US Cattle and Pork Producers Losers in China Trade War

US Cattle and Pork Producers Losers in China Trade War

Lorrie Boyer
Lorrie Boyer
Reporter
While Trump administration officials have suggested a de-escalation of trade tensions between the United States and China could be coming soon. Neither side has adjusted. Recently heightened tariff rates, with China imposing retaliatory duties in response to the US reciprocal tariffs China's effective duty rate on us pork and pork variety meat has reached 172% while US beef and beef variety meat are tariffed at 147% these high duties have effectively halted trade. According to Erin Borrer, US Meat Export Federation, Vice President of economic analysis,

“There's a mad scramble to try to essentially find new homes for this product that is in the pipeline that was produced for China. And remember that for China, we have special China labeling.
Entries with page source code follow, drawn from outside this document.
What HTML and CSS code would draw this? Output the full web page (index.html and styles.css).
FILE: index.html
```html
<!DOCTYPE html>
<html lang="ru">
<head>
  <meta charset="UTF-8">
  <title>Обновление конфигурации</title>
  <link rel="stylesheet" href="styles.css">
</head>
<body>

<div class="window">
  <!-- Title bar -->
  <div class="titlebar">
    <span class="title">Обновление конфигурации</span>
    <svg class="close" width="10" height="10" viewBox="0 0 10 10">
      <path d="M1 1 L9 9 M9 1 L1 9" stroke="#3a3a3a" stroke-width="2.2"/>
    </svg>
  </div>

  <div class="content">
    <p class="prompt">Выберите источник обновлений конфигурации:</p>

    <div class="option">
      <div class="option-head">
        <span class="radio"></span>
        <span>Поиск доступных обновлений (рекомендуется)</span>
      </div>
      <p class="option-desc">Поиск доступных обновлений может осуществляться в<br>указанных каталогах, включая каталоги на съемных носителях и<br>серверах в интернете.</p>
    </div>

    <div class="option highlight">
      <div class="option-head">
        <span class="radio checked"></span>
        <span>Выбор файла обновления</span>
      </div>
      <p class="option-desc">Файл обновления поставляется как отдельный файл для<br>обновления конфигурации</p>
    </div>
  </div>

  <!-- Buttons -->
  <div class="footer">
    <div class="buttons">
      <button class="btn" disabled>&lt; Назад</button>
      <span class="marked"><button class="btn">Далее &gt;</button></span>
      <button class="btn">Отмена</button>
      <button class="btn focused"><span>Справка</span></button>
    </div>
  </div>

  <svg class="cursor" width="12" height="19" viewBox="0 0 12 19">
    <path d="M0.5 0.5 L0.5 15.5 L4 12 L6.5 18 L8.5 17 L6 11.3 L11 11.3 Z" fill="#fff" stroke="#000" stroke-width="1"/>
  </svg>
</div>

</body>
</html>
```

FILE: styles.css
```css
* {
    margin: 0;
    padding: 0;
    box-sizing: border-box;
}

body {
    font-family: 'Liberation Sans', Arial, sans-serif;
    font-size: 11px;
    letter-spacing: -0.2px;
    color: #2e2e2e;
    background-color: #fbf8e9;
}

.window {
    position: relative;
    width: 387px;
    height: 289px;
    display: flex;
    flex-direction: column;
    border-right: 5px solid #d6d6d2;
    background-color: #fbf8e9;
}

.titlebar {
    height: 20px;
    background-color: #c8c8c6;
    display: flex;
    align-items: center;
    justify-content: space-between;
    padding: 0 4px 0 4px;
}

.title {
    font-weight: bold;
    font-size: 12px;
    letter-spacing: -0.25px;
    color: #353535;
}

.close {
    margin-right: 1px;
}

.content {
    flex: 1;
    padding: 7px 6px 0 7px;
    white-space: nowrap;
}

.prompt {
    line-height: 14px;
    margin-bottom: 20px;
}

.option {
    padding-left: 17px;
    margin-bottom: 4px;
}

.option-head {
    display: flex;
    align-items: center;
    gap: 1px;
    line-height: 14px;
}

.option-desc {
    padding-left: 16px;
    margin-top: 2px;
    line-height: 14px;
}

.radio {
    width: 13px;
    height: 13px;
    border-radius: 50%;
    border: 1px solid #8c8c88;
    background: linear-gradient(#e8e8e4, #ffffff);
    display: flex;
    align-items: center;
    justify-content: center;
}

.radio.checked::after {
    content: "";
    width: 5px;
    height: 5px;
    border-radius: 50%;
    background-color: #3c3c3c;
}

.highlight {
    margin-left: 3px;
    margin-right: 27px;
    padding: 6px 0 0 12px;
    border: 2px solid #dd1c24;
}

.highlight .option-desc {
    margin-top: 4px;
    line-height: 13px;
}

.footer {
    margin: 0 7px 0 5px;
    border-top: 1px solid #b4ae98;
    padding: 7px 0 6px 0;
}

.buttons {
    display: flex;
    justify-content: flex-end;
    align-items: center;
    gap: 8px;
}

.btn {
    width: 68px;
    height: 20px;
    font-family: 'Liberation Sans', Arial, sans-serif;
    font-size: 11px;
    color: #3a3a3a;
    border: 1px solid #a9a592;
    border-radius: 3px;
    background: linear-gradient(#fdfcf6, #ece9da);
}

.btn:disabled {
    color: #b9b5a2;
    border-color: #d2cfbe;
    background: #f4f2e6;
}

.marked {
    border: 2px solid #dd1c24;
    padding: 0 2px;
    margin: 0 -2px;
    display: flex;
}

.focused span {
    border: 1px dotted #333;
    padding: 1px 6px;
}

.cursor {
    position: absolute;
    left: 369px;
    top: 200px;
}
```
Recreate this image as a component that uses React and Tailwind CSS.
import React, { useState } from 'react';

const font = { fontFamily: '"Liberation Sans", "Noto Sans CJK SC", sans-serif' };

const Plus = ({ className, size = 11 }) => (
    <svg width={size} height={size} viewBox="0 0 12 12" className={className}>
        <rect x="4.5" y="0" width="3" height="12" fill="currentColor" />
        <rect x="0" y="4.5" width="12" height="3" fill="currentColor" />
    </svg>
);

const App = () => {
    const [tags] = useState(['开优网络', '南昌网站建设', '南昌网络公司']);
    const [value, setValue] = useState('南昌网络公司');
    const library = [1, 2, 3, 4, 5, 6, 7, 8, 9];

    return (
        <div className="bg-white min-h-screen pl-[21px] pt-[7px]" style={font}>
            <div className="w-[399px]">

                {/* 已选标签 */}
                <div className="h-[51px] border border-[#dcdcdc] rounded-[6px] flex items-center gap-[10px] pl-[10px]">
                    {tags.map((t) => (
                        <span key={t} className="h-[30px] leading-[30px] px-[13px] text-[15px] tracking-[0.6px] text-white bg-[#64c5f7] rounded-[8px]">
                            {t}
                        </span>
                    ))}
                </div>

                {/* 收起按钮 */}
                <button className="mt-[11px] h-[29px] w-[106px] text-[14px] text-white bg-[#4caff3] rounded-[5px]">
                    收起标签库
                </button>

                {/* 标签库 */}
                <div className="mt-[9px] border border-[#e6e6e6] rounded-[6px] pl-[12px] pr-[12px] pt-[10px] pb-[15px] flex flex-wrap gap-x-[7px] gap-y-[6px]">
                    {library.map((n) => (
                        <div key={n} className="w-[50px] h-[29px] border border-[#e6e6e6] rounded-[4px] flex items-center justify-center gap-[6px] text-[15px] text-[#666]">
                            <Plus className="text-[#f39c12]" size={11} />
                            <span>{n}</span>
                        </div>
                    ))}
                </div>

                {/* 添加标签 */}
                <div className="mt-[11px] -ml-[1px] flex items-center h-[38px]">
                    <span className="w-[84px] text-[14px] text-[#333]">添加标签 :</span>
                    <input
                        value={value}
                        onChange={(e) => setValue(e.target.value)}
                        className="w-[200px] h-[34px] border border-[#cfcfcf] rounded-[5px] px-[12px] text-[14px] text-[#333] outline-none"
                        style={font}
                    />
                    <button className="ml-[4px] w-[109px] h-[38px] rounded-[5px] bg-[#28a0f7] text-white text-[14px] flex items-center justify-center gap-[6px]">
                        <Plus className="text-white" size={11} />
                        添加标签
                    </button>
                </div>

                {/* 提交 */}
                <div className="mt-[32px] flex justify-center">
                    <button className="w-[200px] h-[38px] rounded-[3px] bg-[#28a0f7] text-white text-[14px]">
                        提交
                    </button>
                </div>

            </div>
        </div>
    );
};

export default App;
It's ractopamine-free product with a China label, both on the bag and the box. So it's costly production specific for China, and thus difficult to reroute or find a new home for this product.”

Bohr notes that China has unique product needs that other destinations cannot fully replace. She estimates that China being absent from the market, puts more than $150 per fed steer or heifer at risk, and the US pork industry stands to lose about eight to $10 per head and export value in large part because China is the leading destination for pork variety meat.